--- begin Supplied material ---

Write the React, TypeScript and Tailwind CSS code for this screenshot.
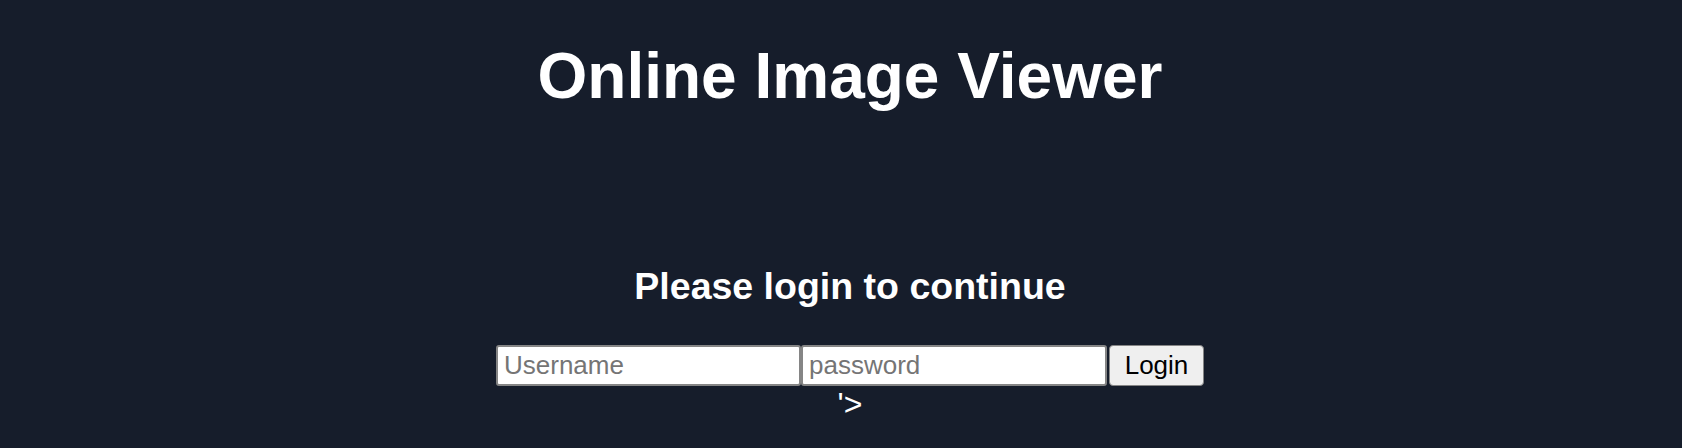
import React from 'react';

const App = () => {
  return (
    <div
      className="min-h-[448px] w-full bg-[#161d2b] pl-[18px] text-white"
      style={{ fontFamily: '"Liberation Sans", Arial, Helvetica, sans-serif' }}
    >
      <div className="flex flex-col items-center">
        <h1 className="mt-[44px] text-[64px] font-bold leading-none">Online Image Viewer</h1>

        <h2 className="mt-[160px] text-[37.5px] font-bold leading-none">Please login to continue</h2>

        <form className="mt-[39px] flex items-center gap-0" onSubmit={(e) => e.preventDefault()}>
          <input
            type="text"
            placeholder="Username"
            className="h-[41px] w-[305px] rounded-[3px] border-2 border-[#858585] bg-white px-[6px] text-[26px] text-black placeholder:text-[#757575]"
          />
          <input
            type="password"
            placeholder="password"
            className="h-[41px] w-[306px] rounded-[3px] border-2 border-[#858585] bg-white px-[6px] text-[26px] text-black placeholder:text-[#757575]"
          />
          <button
            type="submit"
            className="ml-[2px] h-[41px] w-[95px] rounded-[4px] border border-[#858585] bg-[#efefef] text-[26px] text-black"
          >
            Login
          </button>
        </form>
        {/* stray markup text left in the page */}
        <p className="mt-[2px] text-[32px] leading-none">'&gt;</p>
      </div>
    </div>
  );
};

export default App;
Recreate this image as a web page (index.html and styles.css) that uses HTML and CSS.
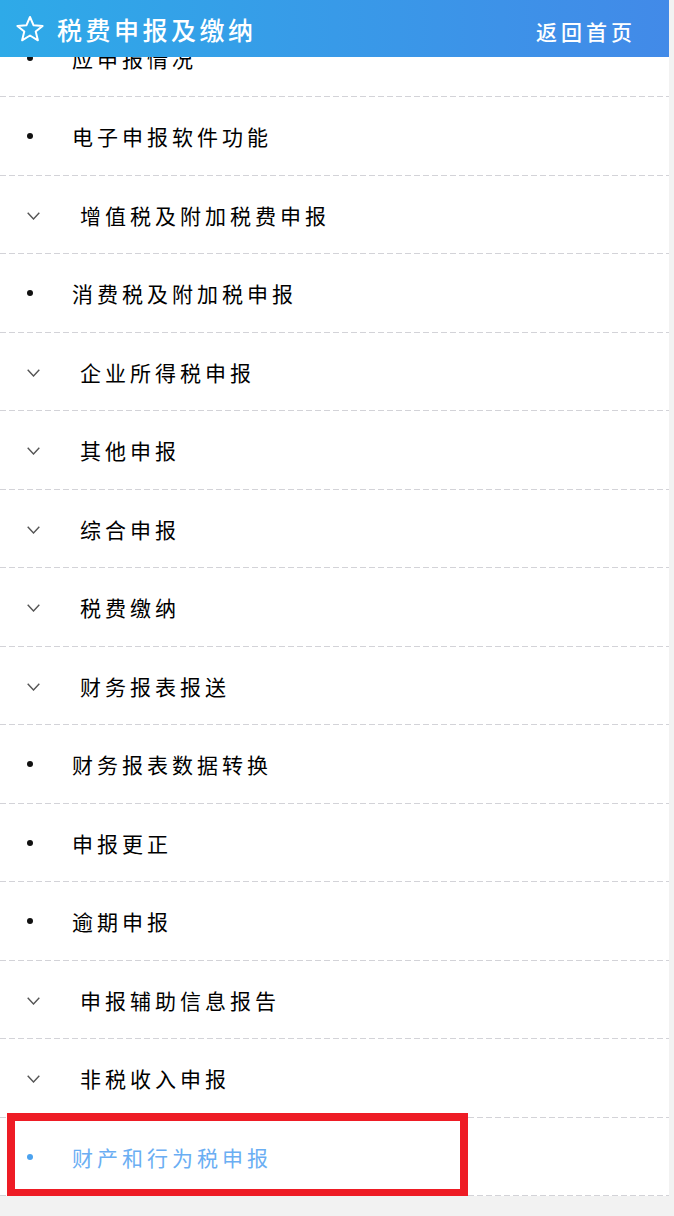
FILE: index.html
```html
<!doctype html>
<html lang="zh-CN">
<head>
    <meta charset="UTF-8">
    <meta name="viewport" content="width=device-width, initial-scale=1.0">
    <title>税费申报及缴纳</title>
    <link rel="stylesheet" href="styles.css">
</head>
<body>
    <div class="head">
        <div class="title">
            <svg class="star" width="30" height="27" viewBox="0 0 30 27">
                <polygon points="15,2 18.6,10.3 27.6,10.9 20.7,16.6 22.9,25.3 15,20.5 7.1,25.3 9.3,16.6 2.4,10.9 11.4,10.3" fill="none" stroke="#fff" stroke-width="2" stroke-linejoin="round"/>
            </svg>
            <span>税费申报及缴纳</span>
        </div>
        <a class="home" href="">返回首页</a>
    </div>
    <div class="page">
        <ul class="menu">
            <li><i class="dot"></i><span>应申报情况</span></li>
            <li><i class="dot"></i><span>电子申报软件功能</span></li>
            <li class="sub"><svg class="arr" width="13" height="8" viewBox="0 0 13 8"><polyline points="0.7,0.7 6.5,7 12.3,0.7" fill="none" stroke="#555" stroke-width="1.4"/></svg><span>增值税及附加税费申报</span></li>
            <li><i class="dot"></i><span>消费税及附加税申报</span></li>
            <li class="sub"><svg class="arr" width="13" height="8" viewBox="0 0 13 8"><polyline points="0.7,0.7 6.5,7 12.3,0.7" fill="none" stroke="#555" stroke-width="1.4"/></svg><span>企业所得税申报</span></li>
            <li class="sub"><svg class="arr" width="13" height="8" viewBox="0 0 13 8"><polyline points="0.7,0.7 6.5,7 12.3,0.7" fill="none" stroke="#555" stroke-width="1.4"/></svg><span>其他申报</span></li>
            <li class="sub"><svg class="arr" width="13" height="8" viewBox="0 0 13 8"><polyline points="0.7,0.7 6.5,7 12.3,0.7" fill="none" stroke="#555" stroke-width="1.4"/></svg><span>综合申报</span></li>
            <li class="sub"><svg class="arr" width="13" height="8" viewBox="0 0 13 8"><polyline points="0.7,0.7 6.5,7 12.3,0.7" fill="none" stroke="#555" stroke-width="1.4"/></svg><span>税费缴纳</span></li>
            <li class="sub"><svg class="arr" width="13" height="8" viewBox="0 0 13 8"><polyline points="0.7,0.7 6.5,7 12.3,0.7" fill="none" stroke="#555" stroke-width="1.4"/></svg><span>财务报表报送</span></li>
            <li><i class="dot"></i><span>财务报表数据转换</span></li>
            <li><i class="dot"></i><span>申报更正</span></li>
            <li><i class="dot"></i><span>逾期申报</span></li>
            <li class="sub"><svg class="arr" width="13" height="8" viewBox="0 0 13 8"><polyline points="0.7,0.7 6.5,7 12.3,0.7" fill="none" stroke="#555" stroke-width="1.4"/></svg><span>申报辅助信息报告</span></li>
            <li class="sub"><svg class="arr" width="13" height="8" viewBox="0 0 13 8"><polyline points="0.7,0.7 6.5,7 12.3,0.7" fill="none" stroke="#555" stroke-width="1.4"/></svg><span>非税收入申报</span></li>
            <li class="on"><i class="dot"></i><span>财产和行为税申报</span><div class="mark"></div></li>
        </ul>
    </div>
</body>
</html>
```

FILE: styles.css
```css
*{
    padding:0;
    margin:0;
}
li{
    list-style:none;
}
a{
    text-decoration:none;
}
body{
    background:#f2f2f2;
    font-family:"Noto Sans CJK SC","Microsoft YaHei",sans-serif;
    color:#000;
}
.head{
    position:fixed;
    top:0;
    left:0;
    z-index:10;
    width:669px;
    height:57px;
    background:linear-gradient(to right,#2eaae8,#428ae8);
    display:flex;
    align-items:center;
    justify-content:space-between;
    color:#fff;
}
.head .title{
    display:flex;
    align-items:center;
    padding-left:15px;
    font-size:25px;
    letter-spacing:3.5px;
    font-weight:500;
}
.head .star{
    margin-right:12px;
    margin-top:-1px;
}
.head .home{
    color:#fff;
    font-size:21px;
    letter-spacing:4px;
    font-weight:500;
    padding-right:33px;
    margin-top:4px;
}
.page{
    width:669px;
    background:#fff;
    padding-top:18.5px;
}
.menu li{
    position:relative;
    height:78.5px;
    box-sizing:border-box;
    padding-left:27px;
    display:flex;
    align-items:center;
    font-size:21px;
    letter-spacing:4px;
    background:repeating-linear-gradient(to right,#d3d3d8 0,#d3d3d8 6px,transparent 6px,transparent 9px) left bottom/100% 1px no-repeat;
}
.menu .dot{
    width:6px;
    height:6px;
    border-radius:50%;
    background:#111;
    margin-right:39px;
}
.menu .arr{
    margin-right:40px;
    margin-top:2px;
}
.menu li.on{
    color:#6aaef3;
}
.menu li.on .dot{
    background:#4ba2ef;
}
.mark{
    position:absolute;
    left:7px;
    top:-5px;
    width:461px;
    height:84px;
    box-sizing:border-box;
    border:8px solid #ee1c25;
}
```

--- end Supplied material ---

From the first line above to the line containing "login to continue</h2>", repeat each line exactly. Pictures stay out.

Output
Write the React, TypeScript and Tailwind CSS code for this screenshot.
import React from 'react';

const App = () => {
  return (
    <div
      className="min-h-[448px] w-full bg-[#161d2b] pl-[18px] text-white"
      style={{ fontFamily: '"Liberation Sans", Arial, Helvetica, sans-serif' }}
    >
      <div className="flex flex-col items-center">
        <h1 className="mt-[44px] text-[64px] font-bold leading-none">Online Image Viewer</h1>

        <h2 className="mt-[160px] text-[37.5px] font-bold leading-none">Please login to continue</h2>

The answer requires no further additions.